BRUSSELS (Reuters) - A European Parliament committee is expected to propose on Tuesday that Britons enjoy visa-free travel to Europe after Brexit, regardless of whether the bloc's divorce with Britain goes smoothly or becomes a damaging, abrupt split.
The committee's decision must then be endorsed by the full parliament next month, which is also likely as other EU institutions have backed a move to relaxed visa requirements for Britain after Brexit, provided London reciprocates.
The parliamentary motion covers both a scenario under which Prime Minister Theresa May breaks the deadlock at home and manages to get the divorce deal she negotiated with the EU ratified by the UK parliament, as well as a no-deal Brexit.
It will also have to be agreed to by the EU's executive Commission and the European Council, which represents all member states of the union.
EU visa exemptions cover short trips of up to three months and currently some 60 countries in the world, from Argentina to Japan to Ukraine, benefit from the system.
The visa waiver is designed for business and tourism and does not grant the right to work in the EU.

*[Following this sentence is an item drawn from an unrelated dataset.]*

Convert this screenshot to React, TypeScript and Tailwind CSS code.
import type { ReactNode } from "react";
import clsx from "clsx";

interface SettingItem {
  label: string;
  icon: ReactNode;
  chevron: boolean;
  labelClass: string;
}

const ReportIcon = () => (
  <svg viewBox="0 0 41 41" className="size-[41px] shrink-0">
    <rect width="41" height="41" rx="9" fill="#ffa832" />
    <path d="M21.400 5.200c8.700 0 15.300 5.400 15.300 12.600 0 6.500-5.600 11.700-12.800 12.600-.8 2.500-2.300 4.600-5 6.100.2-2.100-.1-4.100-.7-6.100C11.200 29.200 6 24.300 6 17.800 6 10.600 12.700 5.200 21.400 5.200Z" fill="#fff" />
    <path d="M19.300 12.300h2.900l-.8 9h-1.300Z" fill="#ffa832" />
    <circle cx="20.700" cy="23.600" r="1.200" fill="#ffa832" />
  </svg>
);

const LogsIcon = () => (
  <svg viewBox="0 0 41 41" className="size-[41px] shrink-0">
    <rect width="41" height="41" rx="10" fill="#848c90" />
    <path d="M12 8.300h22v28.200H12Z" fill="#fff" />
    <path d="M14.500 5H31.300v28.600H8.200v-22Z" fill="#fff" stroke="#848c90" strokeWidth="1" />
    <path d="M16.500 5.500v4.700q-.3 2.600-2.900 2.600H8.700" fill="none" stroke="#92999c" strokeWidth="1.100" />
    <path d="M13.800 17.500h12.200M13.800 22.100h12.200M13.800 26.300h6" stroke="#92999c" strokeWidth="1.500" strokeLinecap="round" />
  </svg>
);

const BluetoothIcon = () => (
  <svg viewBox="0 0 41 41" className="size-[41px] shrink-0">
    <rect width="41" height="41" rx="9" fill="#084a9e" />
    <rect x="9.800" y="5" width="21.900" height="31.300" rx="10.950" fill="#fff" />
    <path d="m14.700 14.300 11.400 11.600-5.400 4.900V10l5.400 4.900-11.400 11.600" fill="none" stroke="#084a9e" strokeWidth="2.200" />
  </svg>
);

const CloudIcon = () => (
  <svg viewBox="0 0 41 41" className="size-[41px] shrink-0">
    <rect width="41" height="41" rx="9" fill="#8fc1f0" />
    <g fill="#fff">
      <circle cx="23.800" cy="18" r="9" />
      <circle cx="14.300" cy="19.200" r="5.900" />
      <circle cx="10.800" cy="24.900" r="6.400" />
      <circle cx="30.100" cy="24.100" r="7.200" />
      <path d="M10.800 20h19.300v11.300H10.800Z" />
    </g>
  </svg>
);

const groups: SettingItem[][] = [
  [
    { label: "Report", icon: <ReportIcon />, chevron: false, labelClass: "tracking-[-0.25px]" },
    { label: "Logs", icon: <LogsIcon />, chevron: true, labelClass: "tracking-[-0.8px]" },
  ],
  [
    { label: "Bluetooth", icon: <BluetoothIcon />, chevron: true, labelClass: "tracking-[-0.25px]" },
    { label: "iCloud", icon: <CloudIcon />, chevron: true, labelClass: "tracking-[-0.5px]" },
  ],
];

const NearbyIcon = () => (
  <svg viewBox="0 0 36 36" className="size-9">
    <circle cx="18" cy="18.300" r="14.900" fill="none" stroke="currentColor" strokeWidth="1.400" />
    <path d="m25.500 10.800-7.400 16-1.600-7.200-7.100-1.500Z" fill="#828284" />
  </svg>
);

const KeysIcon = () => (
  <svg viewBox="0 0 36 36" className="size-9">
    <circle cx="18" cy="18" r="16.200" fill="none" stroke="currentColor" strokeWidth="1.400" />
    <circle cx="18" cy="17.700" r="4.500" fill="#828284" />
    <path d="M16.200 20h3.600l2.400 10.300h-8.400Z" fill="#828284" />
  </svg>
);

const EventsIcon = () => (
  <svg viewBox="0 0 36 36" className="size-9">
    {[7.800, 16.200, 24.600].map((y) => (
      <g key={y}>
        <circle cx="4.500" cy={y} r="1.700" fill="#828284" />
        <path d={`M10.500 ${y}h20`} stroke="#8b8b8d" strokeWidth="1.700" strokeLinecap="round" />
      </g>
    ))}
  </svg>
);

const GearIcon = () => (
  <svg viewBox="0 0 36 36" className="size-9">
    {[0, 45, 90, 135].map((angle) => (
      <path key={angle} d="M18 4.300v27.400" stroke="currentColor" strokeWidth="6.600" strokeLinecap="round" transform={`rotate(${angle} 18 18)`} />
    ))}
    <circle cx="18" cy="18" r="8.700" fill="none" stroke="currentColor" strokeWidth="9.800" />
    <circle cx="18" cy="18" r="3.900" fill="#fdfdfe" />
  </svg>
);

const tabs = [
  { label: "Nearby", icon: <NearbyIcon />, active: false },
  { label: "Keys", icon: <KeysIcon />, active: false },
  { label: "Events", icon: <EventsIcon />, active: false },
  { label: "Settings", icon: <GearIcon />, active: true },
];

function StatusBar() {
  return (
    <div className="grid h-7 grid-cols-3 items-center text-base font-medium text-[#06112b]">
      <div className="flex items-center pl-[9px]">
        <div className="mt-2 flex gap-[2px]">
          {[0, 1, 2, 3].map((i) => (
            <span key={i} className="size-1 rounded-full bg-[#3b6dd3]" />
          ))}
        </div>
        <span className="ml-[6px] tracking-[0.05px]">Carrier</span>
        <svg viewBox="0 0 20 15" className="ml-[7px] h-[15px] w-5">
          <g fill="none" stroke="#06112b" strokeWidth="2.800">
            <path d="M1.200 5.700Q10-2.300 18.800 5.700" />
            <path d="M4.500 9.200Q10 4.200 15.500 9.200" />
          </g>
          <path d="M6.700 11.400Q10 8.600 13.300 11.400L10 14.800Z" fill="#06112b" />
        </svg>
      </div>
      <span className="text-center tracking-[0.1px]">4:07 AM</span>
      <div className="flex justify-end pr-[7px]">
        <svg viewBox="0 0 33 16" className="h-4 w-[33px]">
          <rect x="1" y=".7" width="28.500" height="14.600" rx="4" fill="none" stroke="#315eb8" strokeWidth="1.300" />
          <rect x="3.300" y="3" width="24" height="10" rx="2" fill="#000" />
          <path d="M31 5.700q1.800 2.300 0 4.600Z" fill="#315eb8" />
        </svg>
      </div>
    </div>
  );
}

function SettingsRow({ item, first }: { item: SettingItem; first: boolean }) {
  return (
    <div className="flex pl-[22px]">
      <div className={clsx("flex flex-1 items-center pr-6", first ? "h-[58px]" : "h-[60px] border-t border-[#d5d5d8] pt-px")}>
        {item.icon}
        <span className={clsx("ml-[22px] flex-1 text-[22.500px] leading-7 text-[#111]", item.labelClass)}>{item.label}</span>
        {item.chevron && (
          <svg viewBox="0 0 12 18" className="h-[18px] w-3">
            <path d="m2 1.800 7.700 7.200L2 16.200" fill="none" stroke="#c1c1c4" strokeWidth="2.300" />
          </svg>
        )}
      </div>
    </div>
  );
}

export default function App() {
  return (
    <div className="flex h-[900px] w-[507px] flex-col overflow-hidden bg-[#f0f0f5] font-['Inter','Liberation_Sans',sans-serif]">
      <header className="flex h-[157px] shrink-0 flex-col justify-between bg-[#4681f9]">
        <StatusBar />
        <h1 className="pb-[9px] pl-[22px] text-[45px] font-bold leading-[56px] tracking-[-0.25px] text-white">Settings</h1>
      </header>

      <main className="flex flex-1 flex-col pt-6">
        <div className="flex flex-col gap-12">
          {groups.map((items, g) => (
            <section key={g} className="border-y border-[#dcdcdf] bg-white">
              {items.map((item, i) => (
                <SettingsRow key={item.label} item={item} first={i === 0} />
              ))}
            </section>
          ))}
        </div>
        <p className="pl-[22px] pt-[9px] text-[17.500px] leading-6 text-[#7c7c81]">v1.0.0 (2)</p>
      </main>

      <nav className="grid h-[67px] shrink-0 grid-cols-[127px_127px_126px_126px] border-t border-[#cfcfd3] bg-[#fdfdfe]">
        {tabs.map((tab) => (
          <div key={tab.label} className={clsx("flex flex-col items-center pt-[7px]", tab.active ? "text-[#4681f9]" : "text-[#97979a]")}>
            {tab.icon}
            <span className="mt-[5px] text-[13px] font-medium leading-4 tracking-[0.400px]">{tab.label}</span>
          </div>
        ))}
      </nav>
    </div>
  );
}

Parallel talks among EU states on letting Britons visit without visas following a no-deal Brexit were delayed last week, diplomatic sources said, after Spain raised objections over Gibraltar, a British territory to which Madrid lays claim.
The dispute between Madrid and London has already threatened to derail the whole Brexit negotiation process, but a last-minute deal with Prime Minister Pedro Sanchez cleared the way in November for the 27 EU states to approve the divorce package.
But Britain is struggling to ratify the deal, which parliament rejected on Jan. 15. MPs seeking alternatives to May's troubled plan will hold a series of votes later on Tuesday.
The EU insists reciprocity is a key element of its visa policy and Britain has also said it wants to allow citizens to travel freely, without a visa, for tourism and temporary business activity after Brexit.
Some countries in the EU's ex-communist east are nevertheless concerned that Britain could try to curb their citizens' travel after Brexit. Unease among Britons over migrant workers from those and other poorer EU states was a key factor in the narrow 2016 referendum vote to leave the EU.
Poland, Romania, Bulgaria, Croatia and Cyprus have long complained that their citizens are excluded from a scheme that allows most Europeans to travel to the United States, and Americans to visit Europe, without needing a visa.